-- Exercise objective --
Repeat all of the material below exactly as written, images excluded.

-- Collected material --
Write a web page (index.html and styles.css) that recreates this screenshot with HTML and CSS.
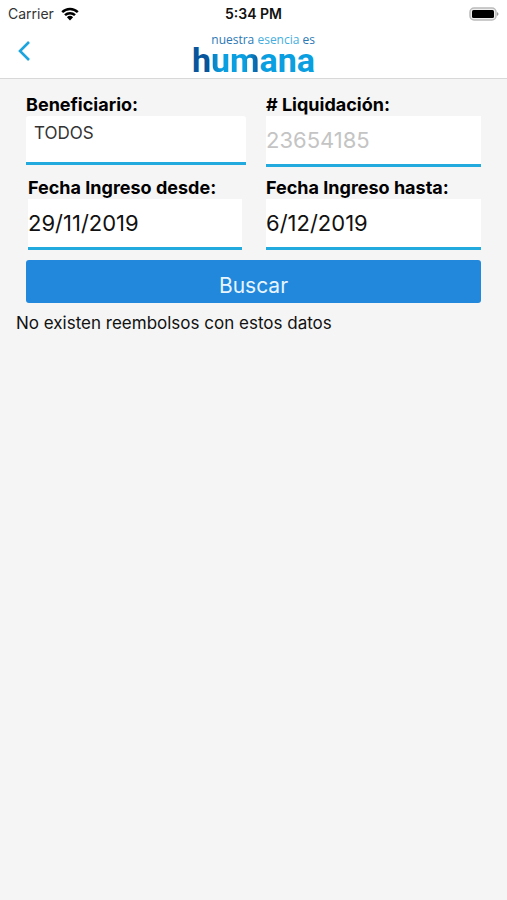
FILE: index.html
```
<!DOCTYPE html>
<html lang="es">
<head>
  <meta charset="UTF-8">
  <meta name="viewport" content="width=device-width, initial-scale=1.0">
  <title>Reembolsos</title>
  <link rel="stylesheet" href="styles.css">
</head>
<body>
  <header class="header">
    <div class="status">
      <div class="carrier">
        <span>Carrier</span>
        <svg class="wifi" viewBox="0 0 18 14" aria-hidden="true">
          <path d="M1.2 5.2a11.2 11.2 0 0 1 15.6 0M4 8.2a7.2 7.2 0 0 1 10 0" fill="none" stroke="#000" stroke-width="2.5"/>
          <path d="M5.9 10.2a4.5 4.5 0 0 1 6.2 0L9 13.4z"/>
        </svg>
      </div>
      <span class="time">5:34 PM</span>
      <div class="power">
        <svg class="battery" viewBox="0 0 30 14" aria-hidden="true">
          <rect x="1" y="1" width="26" height="12" rx="4" fill="#eee" stroke="#bbb" stroke-width="1.5"/>
          <rect x="3" y="3" width="22" height="8" rx="1.5"/>
          <path d="M28 5q3 2 0 4z" fill="#999"/>
        </svg>
      </div>
    </div>
    <nav class="nav">
      <a class="back" href="#" aria-label="Volver">
        <svg viewBox="0 0 12 20" aria-hidden="true">
          <path d="M11 1L2 10l9 9" fill="none" stroke="#1ba4dd" stroke-width="2.6"/>
        </svg>
      </a>
      <div class="logo">
        <span class="slogan">nuestra <span class="light">esencia</span> es</span>
        <span class="brand"><span class="brand-h">h</span><span class="brand-u">u</span><span class="brand-m">m</span>ana</span>
      </div>
    </nav>
  </header>

  <main>
    <form action="#" class="search">
      <div class="fields">
        <div class="field">
          <label for="beneficiario">Beneficiario:</label>
          <select id="beneficiario">
            <option>TODOS</option>
          </select>
        </div>
        <div class="field">
          <label for="liquidacion"># Liquidación:</label>
          <input type="text" id="liquidacion" placeholder="23654185">
        </div>
        <div class="field field-inset">
          <label for="desde">Fecha Ingreso desde:</label>
          <input type="text" id="desde" value="29/11/2019">
        </div>
        <div class="field">
          <label for="hasta">Fecha Ingreso hasta:</label>
          <input type="text" id="hasta" value="6/12/2019">
        </div>
      </div>
      <button type="submit" class="btn">Buscar</button>
    </form>
    <p class="message">No existen reembolsos con estos datos</p>
  </main>
</body>
</html>
```
FILE: styles.css
```
:root {
  --clr-cyan: #22aade;
  --clr-lightblue: #0a9fe0;
  --clr-darkblue: #07559b;
  --clr-button: #2288dc;
  --clr-bg: #f5f5f5;
}

* {
  padding: 0;
  margin: 0;
  box-sizing: border-box;
}

body {
  min-height: 100vh;
  background-color: var(--clr-bg);
  color: #111;
  font-family: Inter, Roboto, sans-serif;
}

.header {
  background-color: #fff;
  border-bottom: 1px solid #d8d8d8;
}

/* status bar */
.status {
  display: grid;
  grid-template-columns: 1fr auto 1fr;
  align-items: center;
  height: 27px;
  padding: 0 8px;
  font-size: 14px;
  line-height: 27px;
}

.carrier {
  display: flex;
  align-items: center;
  gap: 7px;
  color: #333;
}

.wifi {
  width: 18px;
  height: 14px;
}

.time {
  font-weight: 600;
}

.power {
  display: flex;
  justify-content: flex-end;
}

.battery {
  width: 30px;
  height: 14px;
}

/* navigation */
.nav {
  display: grid;
  grid-template-columns: 1fr auto 1fr;
  align-items: center;
  height: 51px;
  padding: 0 18px 3px;
}

.back svg {
  display: block;
  width: 12px;
  height: 20px;
}

.logo {
  display: flex;
  flex-direction: column;
  align-items: flex-end;
  padding-top: 6px;
  color: var(--clr-lightblue);
}

.slogan {
  color: #2b78b5;
  font-family: "Open Sans", sans-serif;
  font-size: 12px;
  line-height: 12px;
}

.light {
  color: #45aede;
}

.brand {
  font-family: Roboto, sans-serif;
  font-size: 34px;
  font-weight: 700;
  line-height: 28px;
}

.brand-h {
  color: var(--clr-darkblue);
}

.brand-u,
.brand-m {
  background: linear-gradient(90deg, var(--clr-lightblue) 50%, var(--clr-darkblue));
  background-clip: text;
  -webkit-background-clip: text;
  color: transparent;
}

.brand-u {
  background-image: linear-gradient(90deg, #087cc0, var(--clr-lightblue) 60%);
}

/* search form */
.search {
  padding: 15px 26px 0;
}

.fields {
  display: grid;
  grid-template-columns: 220fr 215fr;
  gap: 10px 20px;
  margin-bottom: 10px;
}

.field {
  display: flex;
  flex-direction: column;
}

.field-inset {
  padding: 0 4px 0 2px;
}

label {
  color: #000;
  font-size: 18px;
  font-weight: 700;
  line-height: 22px;
}

input,
select {
  width: 100%;
  height: 51px;
  background-color: #fff;
  border: 0;
  border-bottom: 3px solid var(--clr-cyan);
  border-radius: 0;
  color: #111;
  font-family: inherit;
  font-size: 22px;
  appearance: none;
}

select {
  height: 49px;
  padding: 0 8px 12px;
  border-radius: 3px 3px 0 0;
  color: #333;
  font-size: 17px;
}

input::placeholder {
  color: #c4c4c4;
}

.btn {
  display: block;
  width: 100%;
  height: 43px;
  padding-top: 7px;
  background-color: var(--clr-button);
  border: 0;
  border-radius: 3px;
  color: #e8f5ff;
  font-family: inherit;
  font-size: 21px;
}

.message {
  padding: 10px 16px;
  font-size: 17px;
  line-height: 20px;
}
```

-- Full answer --
Write a web page (index.html and styles.css) that recreates this screenshot with HTML and CSS.
FILE: index.html
```
<!DOCTYPE html>
<html lang="es">
<head>
  <meta charset="UTF-8">
  <meta name="viewport" content="width=device-width, initial-scale=1.0">
  <title>Reembolsos</title>
  <link rel="stylesheet" href="styles.css">
</head>
<body>
  <header class="header">
    <div class="status">
      <div class="carrier">
        <span>Carrier</span>
        <svg class="wifi" viewBox="0 0 18 14" aria-hidden="true">
          <path d="M1.2 5.2a11.2 11.2 0 0 1 15.6 0M4 8.2a7.2 7.2 0 0 1 10 0" fill="none" stroke="#000" stroke-width="2.5"/>
          <path d="M5.9 10.2a4.5 4.5 0 0 1 6.2 0L9 13.4z"/>
        </svg>
      </div>
      <span class="time">5:34 PM</span>
      <div class="power">
        <svg class="battery" viewBox="0 0 30 14" aria-hidden="true">
          <rect x="1" y="1" width="26" height="12" rx="4" fill="#eee" stroke="#bbb" stroke-width="1.5"/>
          <rect x="3" y="3" width="22" height="8" rx="1.5"/>
          <path d="M28 5q3 2 0 4z" fill="#999"/>
        </svg>
      </div>
    </div>
    <nav class="nav">
      <a class="back" href="#" aria-label="Volver">
        <svg viewBox="0 0 12 20" aria-hidden="true">
          <path d="M11 1L2 10l9 9" fill="none" stroke="#1ba4dd" stroke-width="2.6"/>
        </svg>
      </a>
      <div class="logo">
        <span class="slogan">nuestra <span class="light">esencia</span> es</span>
        <span class="brand"><span class="brand-h">h</span><span class="brand-u">u</span><span class="brand-m">m</span>ana</span>
      </div>
    </nav>
  </header>

  <main>
    <form action="#" class="search">
      <div class="fields">
        <div class="field">
          <label for="beneficiario">Beneficiario:</label>
          <select id="beneficiario">
            <option>TODOS</option>
          </select>
        </div>
        <div class="field">
          <label for="liquidacion"># Liquidación:</label>
          <input type="text" id="liquidacion" placeholder="23654185">
        </div>
        <div class="field field-inset">
          <label for="desde">Fecha Ingreso desde:</label>
          <input type="text" id="desde" value="29/11/2019">
        </div>
        <div class="field">
          <label for="hasta">Fecha Ingreso hasta:</label>
          <input type="text" id="hasta" value="6/12/2019">
        </div>
      </div>
      <button type="submit" class="btn">Buscar</button>
    </form>
    <p class="message">No existen reembolsos con estos datos</p>
  </main>
</body>
</html>
```
FILE: styles.css
```
:root {
  --clr-cyan: #22aade;
  --clr-lightblue: #0a9fe0;
  --clr-darkblue: #07559b;
  --clr-button: #2288dc;
  --clr-bg: #f5f5f5;
}

* {
  padding: 0;
  margin: 0;
  box-sizing: border-box;
}

body {
  min-height: 100vh;
  background-color: var(--clr-bg);
  color: #111;
  font-family: Inter, Roboto, sans-serif;
}

.header {
  background-color: #fff;
  border-bottom: 1px solid #d8d8d8;
}

/* status bar */
.status {
  display: grid;
  grid-template-columns: 1fr auto 1fr;
  align-items: center;
  height: 27px;
  padding: 0 8px;
  font-size: 14px;
  line-height: 27px;
}

.carrier {
  display: flex;
  align-items: center;
  gap: 7px;
  color: #333;
}

.wifi {
  width: 18px;
  height: 14px;
}

.time {
  font-weight: 600;
}

.power {
  display: flex;
  justify-content: flex-end;
}

.battery {
  width: 30px;
  height: 14px;
}

/* navigation */
.nav {
  display: grid;
  grid-template-columns: 1fr auto 1fr;
  align-items: center;
  height: 51px;
  padding: 0 18px 3px;
}

.back svg {
  display: block;
  width: 12px;
  height: 20px;
}

.logo {
  display: flex;
  flex-direction: column;
  align-items: flex-end;
  padding-top: 6px;
  color: var(--clr-lightblue);
}

.slogan {
  color: #2b78b5;
  font-family: "Open Sans", sans-serif;
  font-size: 12px;
  line-height: 12px;
}

.light {
  color: #45aede;
}

.brand {
  font-family: Roboto, sans-serif;
  font-size: 34px;
  font-weight: 700;
  line-height: 28px;
}

.brand-h {
  color: var(--clr-darkblue);
}

.brand-u,
.brand-m {
  background: linear-gradient(90deg, var(--clr-lightblue) 50%, var(--clr-darkblue));
  background-clip: text;
  -webkit-background-clip: text;
  color: transparent;
}

.brand-u {
  background-image: linear-gradient(90deg, #087cc0, var(--clr-lightblue) 60%);
}

/* search form */
.search {
  padding: 15px 26px 0;
}

.fields {
  display: grid;
  grid-template-columns: 220fr 215fr;
  gap: 10px 20px;
  margin-bottom: 10px;
}

.field {
  display: flex;
  flex-direction: column;
}

.field-inset {
  padding: 0 4px 0 2px;
}

label {
  color: #000;
  font-size: 18px;
  font-weight: 700;
  line-height: 22px;
}

input,
select {
  width: 100%;
  height: 51px;
  background-color: #fff;
  border: 0;
  border-bottom: 3px solid var(--clr-cyan);
  border-radius: 0;
  color: #111;
  font-family: inherit;
  font-size: 22px;
  appearance: none;
}

select {
  height: 49px;
  padding: 0 8px 12px;
  border-radius: 3px 3px 0 0;
  color: #333;
  font-size: 17px;
}

input::placeholder {
  color: #c4c4c4;
}

.btn {
  display: block;
  width: 100%;
  height: 43px;
  padding-top: 7px;
  background-color: var(--clr-button);
  border: 0;
  border-radius: 3px;
  color: #e8f5ff;
  font-family: inherit;
  font-size: 21px;
}

.message {
  padding: 10px 16px;
  font-size: 17px;
  line-height: 20px;
}
```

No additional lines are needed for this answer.